State how many lines of the entries hold the string "styles", and nothing more.

Dataset records
* * * *

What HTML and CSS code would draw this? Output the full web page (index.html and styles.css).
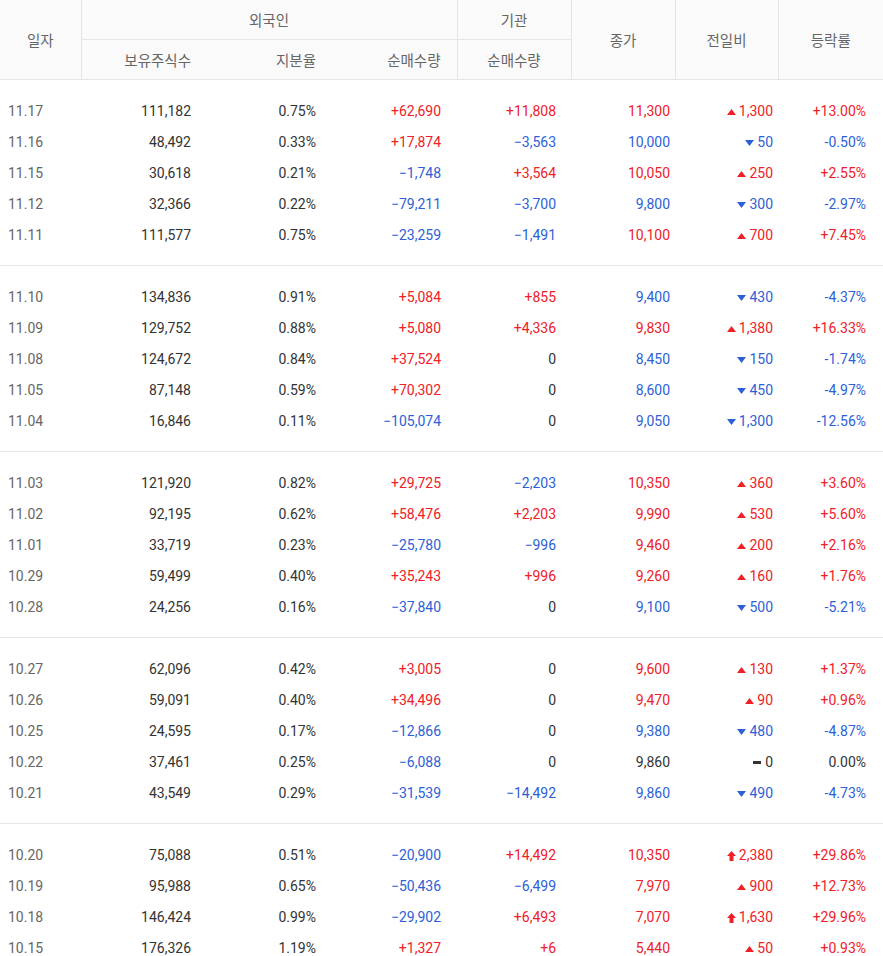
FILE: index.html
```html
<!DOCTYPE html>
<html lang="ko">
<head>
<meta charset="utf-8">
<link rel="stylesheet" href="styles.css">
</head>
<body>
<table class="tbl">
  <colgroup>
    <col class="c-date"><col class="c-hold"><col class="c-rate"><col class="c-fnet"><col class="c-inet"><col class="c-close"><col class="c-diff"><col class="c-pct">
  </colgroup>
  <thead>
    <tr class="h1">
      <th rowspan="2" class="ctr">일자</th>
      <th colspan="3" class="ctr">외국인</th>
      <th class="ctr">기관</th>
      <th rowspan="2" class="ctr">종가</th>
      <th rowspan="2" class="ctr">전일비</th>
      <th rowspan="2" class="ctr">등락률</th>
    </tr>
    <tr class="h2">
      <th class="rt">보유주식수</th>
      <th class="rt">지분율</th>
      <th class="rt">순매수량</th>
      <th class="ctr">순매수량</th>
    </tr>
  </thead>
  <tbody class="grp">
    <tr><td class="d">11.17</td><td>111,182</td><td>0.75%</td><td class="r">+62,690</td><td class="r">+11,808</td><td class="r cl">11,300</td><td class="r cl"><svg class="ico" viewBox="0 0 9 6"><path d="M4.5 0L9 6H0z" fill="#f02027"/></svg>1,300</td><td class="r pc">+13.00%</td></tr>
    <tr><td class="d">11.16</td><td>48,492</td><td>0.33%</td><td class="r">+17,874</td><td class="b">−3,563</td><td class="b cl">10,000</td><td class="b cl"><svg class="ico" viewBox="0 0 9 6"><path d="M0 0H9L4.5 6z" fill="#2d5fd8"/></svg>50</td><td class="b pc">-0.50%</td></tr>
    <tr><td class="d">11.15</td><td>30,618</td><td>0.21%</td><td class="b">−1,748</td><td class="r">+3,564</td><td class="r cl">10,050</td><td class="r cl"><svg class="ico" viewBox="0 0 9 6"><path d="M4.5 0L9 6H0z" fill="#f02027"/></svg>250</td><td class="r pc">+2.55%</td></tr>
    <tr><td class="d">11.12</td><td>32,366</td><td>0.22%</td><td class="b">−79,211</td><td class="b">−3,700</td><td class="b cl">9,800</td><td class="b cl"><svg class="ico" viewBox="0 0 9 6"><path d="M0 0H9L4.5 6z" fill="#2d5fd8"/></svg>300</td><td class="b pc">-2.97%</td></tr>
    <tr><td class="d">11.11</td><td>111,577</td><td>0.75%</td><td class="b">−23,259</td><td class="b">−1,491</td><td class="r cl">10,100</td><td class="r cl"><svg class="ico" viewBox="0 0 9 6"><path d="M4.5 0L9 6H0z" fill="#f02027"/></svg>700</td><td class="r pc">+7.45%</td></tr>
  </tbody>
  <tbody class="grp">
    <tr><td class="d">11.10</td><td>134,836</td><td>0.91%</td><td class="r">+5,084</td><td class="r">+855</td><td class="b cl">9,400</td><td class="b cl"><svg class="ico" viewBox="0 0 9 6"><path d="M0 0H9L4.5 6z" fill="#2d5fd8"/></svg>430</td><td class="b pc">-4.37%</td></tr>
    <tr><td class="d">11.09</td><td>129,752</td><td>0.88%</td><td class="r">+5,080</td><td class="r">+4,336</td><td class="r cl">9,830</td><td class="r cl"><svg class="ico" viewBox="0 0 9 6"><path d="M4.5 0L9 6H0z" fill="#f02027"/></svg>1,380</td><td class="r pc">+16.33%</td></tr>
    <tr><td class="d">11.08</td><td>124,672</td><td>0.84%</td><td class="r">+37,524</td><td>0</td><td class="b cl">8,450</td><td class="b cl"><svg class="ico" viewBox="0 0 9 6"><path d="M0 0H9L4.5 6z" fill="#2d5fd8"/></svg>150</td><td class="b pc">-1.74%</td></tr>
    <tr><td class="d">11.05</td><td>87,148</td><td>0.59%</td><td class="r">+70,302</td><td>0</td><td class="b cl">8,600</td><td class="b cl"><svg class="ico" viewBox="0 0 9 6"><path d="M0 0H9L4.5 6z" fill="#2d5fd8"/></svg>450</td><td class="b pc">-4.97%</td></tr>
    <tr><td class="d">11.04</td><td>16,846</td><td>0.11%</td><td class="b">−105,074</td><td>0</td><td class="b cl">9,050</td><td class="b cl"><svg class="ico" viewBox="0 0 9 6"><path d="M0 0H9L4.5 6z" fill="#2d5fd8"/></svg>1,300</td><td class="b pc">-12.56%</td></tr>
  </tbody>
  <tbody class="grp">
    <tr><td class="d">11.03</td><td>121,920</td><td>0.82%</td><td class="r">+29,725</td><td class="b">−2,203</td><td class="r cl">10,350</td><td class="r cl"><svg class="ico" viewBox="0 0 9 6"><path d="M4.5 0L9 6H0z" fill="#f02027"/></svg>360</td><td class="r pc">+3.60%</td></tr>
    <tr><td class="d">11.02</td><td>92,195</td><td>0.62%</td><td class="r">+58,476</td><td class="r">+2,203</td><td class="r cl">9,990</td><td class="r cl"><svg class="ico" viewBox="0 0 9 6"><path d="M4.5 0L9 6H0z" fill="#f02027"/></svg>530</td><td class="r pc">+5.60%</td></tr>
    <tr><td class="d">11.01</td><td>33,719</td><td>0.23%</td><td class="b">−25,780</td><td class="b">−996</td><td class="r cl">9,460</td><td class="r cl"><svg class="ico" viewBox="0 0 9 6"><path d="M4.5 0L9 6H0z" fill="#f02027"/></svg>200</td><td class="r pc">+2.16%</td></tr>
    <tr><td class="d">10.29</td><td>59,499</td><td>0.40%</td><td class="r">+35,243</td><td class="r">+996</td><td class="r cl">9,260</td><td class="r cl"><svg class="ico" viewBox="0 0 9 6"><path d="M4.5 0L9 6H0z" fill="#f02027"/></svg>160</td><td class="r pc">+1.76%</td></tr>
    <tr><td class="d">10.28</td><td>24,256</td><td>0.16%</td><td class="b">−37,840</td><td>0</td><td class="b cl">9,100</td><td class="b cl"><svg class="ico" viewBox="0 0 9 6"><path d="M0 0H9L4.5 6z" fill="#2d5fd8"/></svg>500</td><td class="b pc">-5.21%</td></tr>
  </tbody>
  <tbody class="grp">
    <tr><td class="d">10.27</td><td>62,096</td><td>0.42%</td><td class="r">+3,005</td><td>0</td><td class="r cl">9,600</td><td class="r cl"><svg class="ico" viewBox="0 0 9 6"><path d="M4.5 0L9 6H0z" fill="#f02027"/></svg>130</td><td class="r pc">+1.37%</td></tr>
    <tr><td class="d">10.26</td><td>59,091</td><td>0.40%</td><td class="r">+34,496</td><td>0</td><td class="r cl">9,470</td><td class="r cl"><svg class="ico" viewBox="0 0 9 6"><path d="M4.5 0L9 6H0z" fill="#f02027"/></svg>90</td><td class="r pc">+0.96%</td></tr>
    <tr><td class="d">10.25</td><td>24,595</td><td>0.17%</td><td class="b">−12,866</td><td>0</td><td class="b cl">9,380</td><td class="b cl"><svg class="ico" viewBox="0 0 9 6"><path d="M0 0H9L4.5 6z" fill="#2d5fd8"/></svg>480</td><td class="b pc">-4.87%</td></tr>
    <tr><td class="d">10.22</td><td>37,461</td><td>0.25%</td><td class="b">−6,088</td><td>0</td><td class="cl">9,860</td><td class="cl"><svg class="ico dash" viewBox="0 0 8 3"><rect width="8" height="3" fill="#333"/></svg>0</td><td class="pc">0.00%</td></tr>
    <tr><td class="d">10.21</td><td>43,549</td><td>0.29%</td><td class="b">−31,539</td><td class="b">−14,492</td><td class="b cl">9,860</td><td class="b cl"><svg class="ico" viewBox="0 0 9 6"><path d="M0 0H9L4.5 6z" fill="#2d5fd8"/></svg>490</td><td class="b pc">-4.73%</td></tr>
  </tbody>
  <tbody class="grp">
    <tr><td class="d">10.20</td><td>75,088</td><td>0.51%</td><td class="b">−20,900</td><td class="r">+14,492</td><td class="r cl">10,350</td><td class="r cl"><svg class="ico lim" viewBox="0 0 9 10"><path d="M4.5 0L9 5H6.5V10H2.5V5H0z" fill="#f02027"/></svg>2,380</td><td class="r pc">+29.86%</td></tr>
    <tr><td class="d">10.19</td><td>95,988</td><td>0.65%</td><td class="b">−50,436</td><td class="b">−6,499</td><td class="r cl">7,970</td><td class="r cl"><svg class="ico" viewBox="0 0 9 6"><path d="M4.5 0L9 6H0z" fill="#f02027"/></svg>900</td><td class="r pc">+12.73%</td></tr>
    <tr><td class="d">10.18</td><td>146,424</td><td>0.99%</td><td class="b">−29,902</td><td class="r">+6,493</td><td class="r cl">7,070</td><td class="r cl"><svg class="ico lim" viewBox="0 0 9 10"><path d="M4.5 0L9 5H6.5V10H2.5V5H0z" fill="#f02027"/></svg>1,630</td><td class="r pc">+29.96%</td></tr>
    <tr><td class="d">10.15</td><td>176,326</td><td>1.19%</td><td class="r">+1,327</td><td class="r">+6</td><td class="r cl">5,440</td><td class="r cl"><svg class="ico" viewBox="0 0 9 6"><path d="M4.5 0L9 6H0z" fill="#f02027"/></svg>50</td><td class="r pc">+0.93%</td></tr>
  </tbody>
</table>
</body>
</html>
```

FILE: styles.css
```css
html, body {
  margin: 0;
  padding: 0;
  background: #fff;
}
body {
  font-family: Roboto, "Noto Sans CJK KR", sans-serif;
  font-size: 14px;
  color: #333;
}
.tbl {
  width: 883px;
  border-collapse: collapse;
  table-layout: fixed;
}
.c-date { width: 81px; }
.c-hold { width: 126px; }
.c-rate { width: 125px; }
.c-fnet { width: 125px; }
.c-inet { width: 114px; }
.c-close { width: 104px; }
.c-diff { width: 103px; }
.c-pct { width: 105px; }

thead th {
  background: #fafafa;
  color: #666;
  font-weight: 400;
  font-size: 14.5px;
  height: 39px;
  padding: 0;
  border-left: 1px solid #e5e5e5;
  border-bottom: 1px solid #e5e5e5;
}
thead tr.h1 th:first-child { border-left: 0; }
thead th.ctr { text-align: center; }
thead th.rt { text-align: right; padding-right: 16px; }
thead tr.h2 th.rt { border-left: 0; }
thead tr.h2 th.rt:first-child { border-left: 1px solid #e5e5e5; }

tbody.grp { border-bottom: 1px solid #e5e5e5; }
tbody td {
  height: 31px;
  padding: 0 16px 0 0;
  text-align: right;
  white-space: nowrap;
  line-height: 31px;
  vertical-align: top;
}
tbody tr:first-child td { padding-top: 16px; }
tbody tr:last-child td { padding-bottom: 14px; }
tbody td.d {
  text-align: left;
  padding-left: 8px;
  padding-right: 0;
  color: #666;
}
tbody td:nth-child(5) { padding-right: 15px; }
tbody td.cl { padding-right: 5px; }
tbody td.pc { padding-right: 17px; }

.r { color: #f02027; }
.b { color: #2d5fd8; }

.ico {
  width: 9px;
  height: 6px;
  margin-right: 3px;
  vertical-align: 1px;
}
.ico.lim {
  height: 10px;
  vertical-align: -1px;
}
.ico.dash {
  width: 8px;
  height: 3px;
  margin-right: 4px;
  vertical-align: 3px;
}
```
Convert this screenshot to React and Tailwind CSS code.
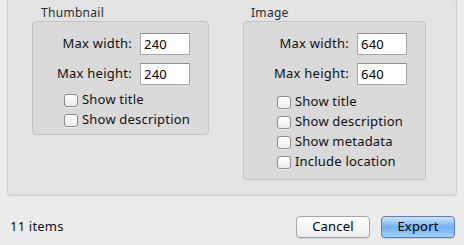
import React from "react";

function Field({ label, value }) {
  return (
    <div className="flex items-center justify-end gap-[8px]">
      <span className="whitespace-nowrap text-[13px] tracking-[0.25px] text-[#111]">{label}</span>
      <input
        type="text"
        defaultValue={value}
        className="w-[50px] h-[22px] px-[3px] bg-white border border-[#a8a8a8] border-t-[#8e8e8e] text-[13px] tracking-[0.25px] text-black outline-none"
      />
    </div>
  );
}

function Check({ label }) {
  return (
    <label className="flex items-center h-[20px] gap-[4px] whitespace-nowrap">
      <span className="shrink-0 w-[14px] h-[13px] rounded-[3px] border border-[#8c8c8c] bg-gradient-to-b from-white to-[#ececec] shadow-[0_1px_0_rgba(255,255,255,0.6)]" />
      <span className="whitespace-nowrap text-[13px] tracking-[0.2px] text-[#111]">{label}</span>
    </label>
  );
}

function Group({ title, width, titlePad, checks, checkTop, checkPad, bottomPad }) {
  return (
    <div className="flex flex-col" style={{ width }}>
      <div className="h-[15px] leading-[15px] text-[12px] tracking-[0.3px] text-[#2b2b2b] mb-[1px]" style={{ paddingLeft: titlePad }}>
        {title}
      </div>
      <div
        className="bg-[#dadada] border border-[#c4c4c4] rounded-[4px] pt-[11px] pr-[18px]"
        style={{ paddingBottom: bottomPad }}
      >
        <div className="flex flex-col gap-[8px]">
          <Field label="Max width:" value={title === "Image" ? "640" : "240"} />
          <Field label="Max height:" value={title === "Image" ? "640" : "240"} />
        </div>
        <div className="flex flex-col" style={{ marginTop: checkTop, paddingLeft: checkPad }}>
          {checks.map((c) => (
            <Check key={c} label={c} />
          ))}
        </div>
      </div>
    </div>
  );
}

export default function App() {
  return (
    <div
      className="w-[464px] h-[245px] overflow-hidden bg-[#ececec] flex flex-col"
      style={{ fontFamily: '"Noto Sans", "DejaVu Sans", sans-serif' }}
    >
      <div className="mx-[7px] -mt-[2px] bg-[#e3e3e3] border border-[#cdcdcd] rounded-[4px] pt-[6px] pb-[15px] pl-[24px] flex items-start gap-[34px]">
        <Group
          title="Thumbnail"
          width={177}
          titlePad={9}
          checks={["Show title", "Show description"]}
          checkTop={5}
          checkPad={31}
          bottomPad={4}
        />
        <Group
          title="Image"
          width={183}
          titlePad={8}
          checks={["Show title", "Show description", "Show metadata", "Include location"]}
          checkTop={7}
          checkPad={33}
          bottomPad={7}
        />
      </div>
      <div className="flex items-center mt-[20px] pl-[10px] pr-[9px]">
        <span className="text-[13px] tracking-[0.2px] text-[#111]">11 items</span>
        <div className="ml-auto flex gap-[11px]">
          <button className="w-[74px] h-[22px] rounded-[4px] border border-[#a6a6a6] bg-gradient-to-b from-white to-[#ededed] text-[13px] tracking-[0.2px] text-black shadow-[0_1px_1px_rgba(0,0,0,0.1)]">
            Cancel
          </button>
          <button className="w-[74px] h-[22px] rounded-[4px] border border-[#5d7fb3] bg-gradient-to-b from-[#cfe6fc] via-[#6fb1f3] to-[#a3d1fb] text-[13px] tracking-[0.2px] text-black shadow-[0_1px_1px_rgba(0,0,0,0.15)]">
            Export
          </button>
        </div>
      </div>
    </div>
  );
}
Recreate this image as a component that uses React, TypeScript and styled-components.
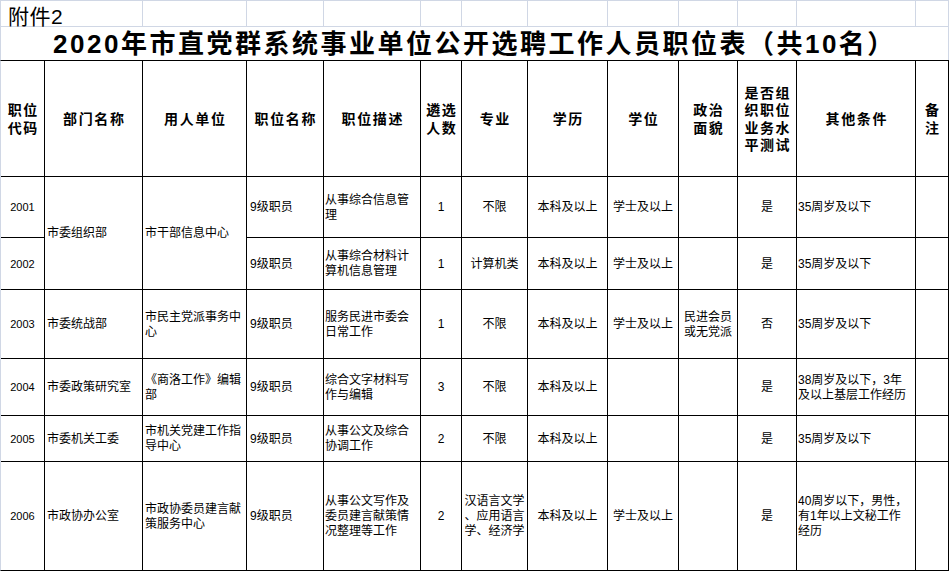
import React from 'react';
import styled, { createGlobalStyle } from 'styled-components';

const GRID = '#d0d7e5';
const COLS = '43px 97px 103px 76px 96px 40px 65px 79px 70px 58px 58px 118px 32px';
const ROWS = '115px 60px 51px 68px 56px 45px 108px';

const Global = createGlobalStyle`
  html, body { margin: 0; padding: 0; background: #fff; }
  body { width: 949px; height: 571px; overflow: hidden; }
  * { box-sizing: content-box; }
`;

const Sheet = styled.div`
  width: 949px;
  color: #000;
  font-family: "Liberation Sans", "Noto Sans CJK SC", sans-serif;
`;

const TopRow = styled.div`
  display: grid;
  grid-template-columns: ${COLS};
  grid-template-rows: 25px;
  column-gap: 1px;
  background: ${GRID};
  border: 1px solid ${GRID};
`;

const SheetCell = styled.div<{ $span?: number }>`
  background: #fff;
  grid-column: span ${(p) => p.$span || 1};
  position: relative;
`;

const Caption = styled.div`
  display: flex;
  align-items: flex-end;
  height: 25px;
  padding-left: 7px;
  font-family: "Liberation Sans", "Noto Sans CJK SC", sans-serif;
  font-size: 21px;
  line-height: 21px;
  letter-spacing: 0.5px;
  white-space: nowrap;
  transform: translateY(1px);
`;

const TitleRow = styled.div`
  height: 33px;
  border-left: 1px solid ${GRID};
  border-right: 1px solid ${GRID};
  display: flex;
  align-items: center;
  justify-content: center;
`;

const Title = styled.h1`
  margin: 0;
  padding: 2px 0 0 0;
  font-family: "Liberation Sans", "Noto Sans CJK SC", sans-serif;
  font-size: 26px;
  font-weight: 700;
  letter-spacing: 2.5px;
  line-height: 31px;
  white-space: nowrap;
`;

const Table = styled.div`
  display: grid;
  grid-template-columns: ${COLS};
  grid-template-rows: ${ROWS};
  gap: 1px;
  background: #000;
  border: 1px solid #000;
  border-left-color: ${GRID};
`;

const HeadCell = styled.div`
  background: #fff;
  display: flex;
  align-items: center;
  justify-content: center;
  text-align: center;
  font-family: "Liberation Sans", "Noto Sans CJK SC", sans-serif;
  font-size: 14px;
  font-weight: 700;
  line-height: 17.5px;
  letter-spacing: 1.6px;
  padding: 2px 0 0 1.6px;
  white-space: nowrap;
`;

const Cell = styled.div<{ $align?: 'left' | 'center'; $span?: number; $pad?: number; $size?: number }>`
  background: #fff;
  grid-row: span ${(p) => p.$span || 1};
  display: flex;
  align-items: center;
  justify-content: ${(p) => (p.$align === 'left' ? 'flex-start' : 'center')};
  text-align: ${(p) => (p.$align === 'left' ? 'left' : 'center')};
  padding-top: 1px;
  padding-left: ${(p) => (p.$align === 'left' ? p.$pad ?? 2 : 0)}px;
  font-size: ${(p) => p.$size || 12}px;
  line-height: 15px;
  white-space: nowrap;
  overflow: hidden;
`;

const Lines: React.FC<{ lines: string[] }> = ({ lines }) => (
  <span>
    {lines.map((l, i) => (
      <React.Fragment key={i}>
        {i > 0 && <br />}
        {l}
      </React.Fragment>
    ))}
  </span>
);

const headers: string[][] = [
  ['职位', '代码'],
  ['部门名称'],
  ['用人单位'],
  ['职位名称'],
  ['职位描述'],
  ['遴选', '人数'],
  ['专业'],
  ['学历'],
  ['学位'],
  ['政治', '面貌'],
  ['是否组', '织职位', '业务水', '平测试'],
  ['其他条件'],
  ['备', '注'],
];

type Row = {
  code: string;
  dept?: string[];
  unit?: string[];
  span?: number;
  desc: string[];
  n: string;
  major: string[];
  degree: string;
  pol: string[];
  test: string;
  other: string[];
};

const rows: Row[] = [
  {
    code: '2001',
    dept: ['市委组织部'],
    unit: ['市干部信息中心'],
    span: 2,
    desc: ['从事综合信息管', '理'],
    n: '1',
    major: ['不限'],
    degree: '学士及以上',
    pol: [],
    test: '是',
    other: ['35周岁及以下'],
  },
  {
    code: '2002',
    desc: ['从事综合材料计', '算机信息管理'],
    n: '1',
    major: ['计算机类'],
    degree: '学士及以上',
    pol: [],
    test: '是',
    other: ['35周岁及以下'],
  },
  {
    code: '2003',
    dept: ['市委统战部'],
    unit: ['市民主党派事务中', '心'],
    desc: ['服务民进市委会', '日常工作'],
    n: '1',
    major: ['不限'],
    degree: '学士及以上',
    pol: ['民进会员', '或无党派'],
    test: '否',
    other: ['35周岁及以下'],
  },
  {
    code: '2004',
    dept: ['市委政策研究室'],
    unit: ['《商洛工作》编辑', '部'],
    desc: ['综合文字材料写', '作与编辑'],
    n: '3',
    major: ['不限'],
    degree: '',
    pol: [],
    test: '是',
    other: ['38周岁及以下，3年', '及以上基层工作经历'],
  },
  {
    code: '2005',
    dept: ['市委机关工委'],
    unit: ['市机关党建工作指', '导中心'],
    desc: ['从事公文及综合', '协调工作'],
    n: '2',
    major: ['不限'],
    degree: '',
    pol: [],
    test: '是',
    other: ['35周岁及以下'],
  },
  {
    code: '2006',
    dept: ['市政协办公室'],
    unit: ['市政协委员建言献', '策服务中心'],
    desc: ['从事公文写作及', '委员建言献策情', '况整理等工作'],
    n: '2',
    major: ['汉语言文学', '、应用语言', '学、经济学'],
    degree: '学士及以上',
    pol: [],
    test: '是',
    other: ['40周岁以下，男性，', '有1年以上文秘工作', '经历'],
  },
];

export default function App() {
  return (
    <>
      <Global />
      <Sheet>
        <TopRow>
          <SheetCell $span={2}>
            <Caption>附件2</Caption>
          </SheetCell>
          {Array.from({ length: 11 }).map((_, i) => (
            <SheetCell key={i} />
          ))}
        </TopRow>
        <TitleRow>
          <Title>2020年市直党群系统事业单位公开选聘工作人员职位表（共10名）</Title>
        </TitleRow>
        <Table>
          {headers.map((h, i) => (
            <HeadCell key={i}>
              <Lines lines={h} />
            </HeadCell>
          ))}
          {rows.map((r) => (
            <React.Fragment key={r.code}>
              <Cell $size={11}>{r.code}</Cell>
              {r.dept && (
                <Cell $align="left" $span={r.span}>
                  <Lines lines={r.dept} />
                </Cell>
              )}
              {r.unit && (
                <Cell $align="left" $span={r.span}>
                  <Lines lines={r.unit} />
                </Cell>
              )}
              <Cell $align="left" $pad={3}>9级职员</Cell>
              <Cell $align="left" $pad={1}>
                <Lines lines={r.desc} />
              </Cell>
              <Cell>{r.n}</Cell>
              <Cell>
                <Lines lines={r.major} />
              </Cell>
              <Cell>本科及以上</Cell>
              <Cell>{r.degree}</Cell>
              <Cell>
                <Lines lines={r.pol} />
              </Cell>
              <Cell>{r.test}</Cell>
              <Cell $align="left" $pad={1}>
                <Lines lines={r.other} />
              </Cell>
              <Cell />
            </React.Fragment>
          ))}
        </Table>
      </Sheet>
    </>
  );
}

* * * *

The solution
3